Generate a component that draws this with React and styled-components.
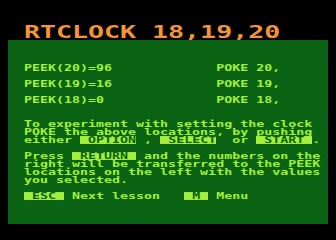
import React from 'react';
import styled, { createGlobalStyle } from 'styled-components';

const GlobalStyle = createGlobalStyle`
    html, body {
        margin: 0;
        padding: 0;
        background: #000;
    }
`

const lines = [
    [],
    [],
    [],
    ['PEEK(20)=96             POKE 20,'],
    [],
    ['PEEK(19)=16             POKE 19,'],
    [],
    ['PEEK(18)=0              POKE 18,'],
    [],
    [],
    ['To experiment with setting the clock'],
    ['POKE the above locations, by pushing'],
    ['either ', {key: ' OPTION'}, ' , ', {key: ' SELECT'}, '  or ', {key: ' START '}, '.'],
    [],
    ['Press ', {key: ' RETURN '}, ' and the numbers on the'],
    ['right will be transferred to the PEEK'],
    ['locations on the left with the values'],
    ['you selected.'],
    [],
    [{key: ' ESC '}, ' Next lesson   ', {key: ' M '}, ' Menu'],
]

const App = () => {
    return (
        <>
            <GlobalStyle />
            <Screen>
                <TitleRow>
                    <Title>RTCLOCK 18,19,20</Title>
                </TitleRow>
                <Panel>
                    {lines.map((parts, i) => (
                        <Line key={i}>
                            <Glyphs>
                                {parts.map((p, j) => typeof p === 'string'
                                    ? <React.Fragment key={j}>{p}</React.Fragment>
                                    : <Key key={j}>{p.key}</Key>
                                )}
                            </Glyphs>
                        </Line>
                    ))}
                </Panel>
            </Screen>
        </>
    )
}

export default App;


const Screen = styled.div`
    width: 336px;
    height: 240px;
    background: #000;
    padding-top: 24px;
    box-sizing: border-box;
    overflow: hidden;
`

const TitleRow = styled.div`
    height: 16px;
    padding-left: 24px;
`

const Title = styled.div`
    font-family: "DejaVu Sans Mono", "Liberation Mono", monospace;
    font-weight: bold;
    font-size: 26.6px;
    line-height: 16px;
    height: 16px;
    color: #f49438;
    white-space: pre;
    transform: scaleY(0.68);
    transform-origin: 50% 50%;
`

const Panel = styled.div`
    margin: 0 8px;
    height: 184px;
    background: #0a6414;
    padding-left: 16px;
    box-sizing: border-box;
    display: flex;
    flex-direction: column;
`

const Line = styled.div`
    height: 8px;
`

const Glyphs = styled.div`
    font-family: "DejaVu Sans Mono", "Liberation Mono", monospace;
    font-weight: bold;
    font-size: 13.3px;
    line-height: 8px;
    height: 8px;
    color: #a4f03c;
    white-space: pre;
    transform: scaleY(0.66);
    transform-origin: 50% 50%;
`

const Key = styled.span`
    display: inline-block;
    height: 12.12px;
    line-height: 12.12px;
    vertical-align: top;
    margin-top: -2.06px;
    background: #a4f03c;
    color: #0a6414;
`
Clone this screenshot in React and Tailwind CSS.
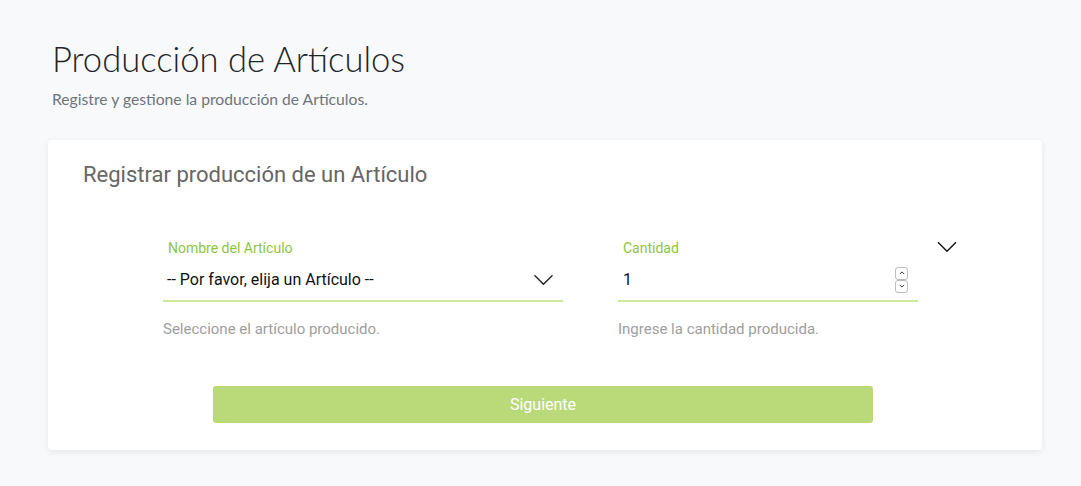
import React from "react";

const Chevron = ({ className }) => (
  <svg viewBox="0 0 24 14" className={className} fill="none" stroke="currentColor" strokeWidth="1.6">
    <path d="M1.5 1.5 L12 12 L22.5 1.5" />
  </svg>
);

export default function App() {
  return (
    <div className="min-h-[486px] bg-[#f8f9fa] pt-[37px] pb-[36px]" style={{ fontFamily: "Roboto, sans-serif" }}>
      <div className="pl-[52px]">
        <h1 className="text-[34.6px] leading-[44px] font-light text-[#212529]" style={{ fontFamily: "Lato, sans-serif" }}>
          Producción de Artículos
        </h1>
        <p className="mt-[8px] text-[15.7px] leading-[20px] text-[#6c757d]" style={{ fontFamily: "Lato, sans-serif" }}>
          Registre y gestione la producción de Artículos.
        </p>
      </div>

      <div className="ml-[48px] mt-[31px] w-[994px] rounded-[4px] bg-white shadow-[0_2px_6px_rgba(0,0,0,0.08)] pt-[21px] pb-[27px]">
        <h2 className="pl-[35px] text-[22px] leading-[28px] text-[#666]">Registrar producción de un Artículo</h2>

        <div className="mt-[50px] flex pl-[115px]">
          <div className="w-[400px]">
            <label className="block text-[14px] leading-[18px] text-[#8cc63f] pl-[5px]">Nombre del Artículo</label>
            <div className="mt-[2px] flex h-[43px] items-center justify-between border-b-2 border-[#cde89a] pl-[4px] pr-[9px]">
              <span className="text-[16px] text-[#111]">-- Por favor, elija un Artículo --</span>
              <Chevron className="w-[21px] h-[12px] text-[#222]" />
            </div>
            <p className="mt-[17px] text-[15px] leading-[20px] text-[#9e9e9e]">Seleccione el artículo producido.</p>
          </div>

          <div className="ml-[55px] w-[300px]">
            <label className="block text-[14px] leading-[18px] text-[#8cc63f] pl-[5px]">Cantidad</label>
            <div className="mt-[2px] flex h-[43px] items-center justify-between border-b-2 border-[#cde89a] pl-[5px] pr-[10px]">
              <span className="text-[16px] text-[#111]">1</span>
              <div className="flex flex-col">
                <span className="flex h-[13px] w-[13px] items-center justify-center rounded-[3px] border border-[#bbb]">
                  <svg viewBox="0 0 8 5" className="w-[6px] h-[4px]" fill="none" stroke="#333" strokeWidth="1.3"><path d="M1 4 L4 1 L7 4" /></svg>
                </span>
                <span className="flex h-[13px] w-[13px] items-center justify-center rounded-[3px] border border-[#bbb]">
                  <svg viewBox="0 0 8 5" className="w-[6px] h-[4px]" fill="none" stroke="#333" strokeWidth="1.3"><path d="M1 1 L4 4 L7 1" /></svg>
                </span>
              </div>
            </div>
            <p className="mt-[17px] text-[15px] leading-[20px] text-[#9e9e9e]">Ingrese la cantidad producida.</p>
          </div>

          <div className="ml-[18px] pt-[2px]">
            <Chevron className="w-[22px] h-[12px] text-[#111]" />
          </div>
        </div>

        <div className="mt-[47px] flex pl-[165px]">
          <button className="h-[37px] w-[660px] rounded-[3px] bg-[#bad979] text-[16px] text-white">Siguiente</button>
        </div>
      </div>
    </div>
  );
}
********************
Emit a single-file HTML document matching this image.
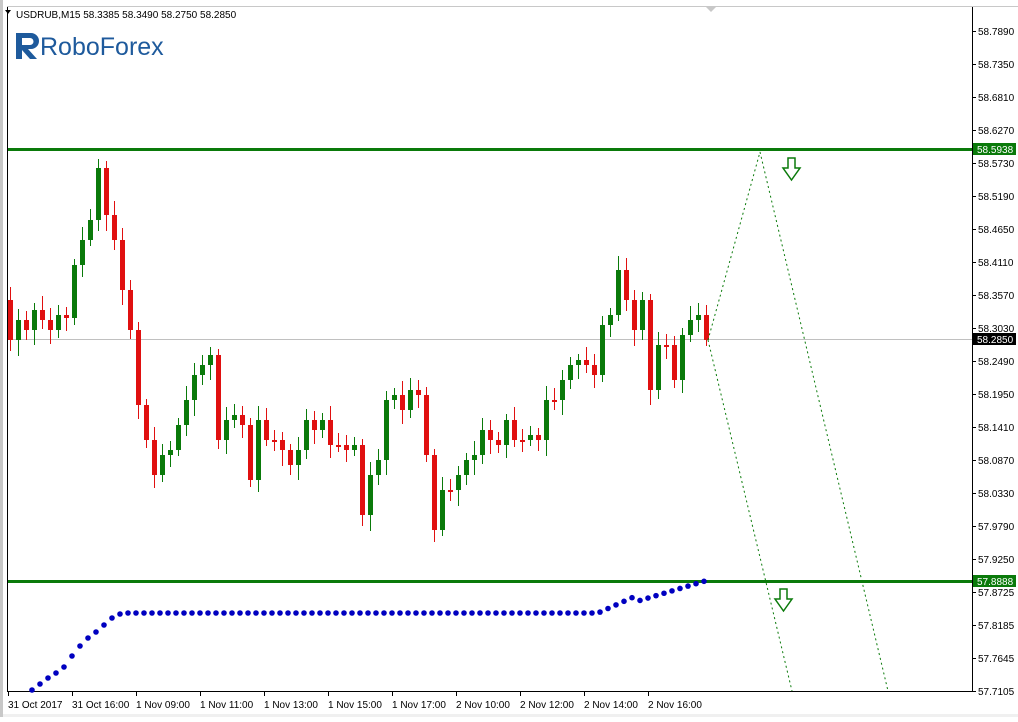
********************
# Task
Keep the images out of the copy. Repeat word for word only the lines from the one containing "Clone this screenshot" through the one containing "de un Artículo</h2>", both ends included.

# Solution to the problem
Clone this screenshot in React and Tailwind CSS.
import React from "react";

const Chevron = ({ className }) => (
  <svg viewBox="0 0 24 14" className={className} fill="none" stroke="currentColor" strokeWidth="1.6">
    <path d="M1.5 1.5 L12 12 L22.5 1.5" />
  </svg>
);

export default function App() {
  return (
    <div className="min-h-[486px] bg-[#f8f9fa] pt-[37px] pb-[36px]" style={{ fontFamily: "Roboto, sans-serif" }}>
      <div className="pl-[52px]">
        <h1 className="text-[34.6px] leading-[44px] font-light text-[#212529]" style={{ fontFamily: "Lato, sans-serif" }}>
          Producción de Artículos
        </h1>
        <p className="mt-[8px] text-[15.7px] leading-[20px] text-[#6c757d]" style={{ fontFamily: "Lato, sans-serif" }}>
          Registre y gestione la producción de Artículos.
        </p>
      </div>

      <div className="ml-[48px] mt-[31px] w-[994px] rounded-[4px] bg-white shadow-[0_2px_6px_rgba(0,0,0,0.08)] pt-[21px] pb-[27px]">
        <h2 className="pl-[35px] text-[22px] leading-[28px] text-[#666]">Registrar producción de un Artículo</h2>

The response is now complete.